【台北=中村裕】米国のアンドリュー・ウィーラー環境保護局(EPA)長官が12月に台湾を訪問する見通しとなった。19日の米紙の報道を台湾当局が認めた。米高官の訪台は8月のアザー厚生長官、9月のクラック米国務次官に続き3人目。異例の頻度となる。中国の反発は必至だ。
日程は12月5日ごろから3日間を予定するという。ウィーラー氏は石炭業界のロビイスト出身。昨年、トランプ米大統領が指名し、長官に就いた。

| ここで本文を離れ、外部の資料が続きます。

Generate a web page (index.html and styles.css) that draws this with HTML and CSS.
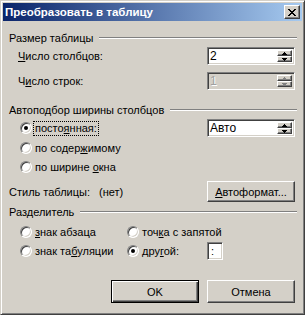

報道について、台湾の外交部(外務省)は20日、「台湾と米国は環境保護をテーマに30年近くパートナーシップを結んできた。昨年末に台湾側から米国に対し、同氏の訪台を提案した」とコメントした。訪問中は環境保護などを中心に広く意見交換をする見通し。
米高官の台湾訪問が、活発化している。8月にはアザー長官が1979年の断交後、最高位の高官として訪問した。9月にもクラック米国務次官が訪台し、李登輝・元総統の告別式に参列した。
米国は79年に台湾と断交して以降、「一つの中国」を唱える中国に配慮し、台湾との間で高官の相互往来を自粛してきた。だが、トランプ政権が流れを変えた。
2018年3月に米台の高官の相互訪問を促す「台湾旅行法」にトランプ大統領が署名、成立させた。そのため断交中でも、米台で高官の相互往来が積極的にできるようになった。
ただ、中国の反発は激しい。相次ぐ米高官の訪台を受け、最近では、中国は軍用機を使って台湾の防空識別圏に度々侵入するなど、連日の威嚇行為を常態化させている。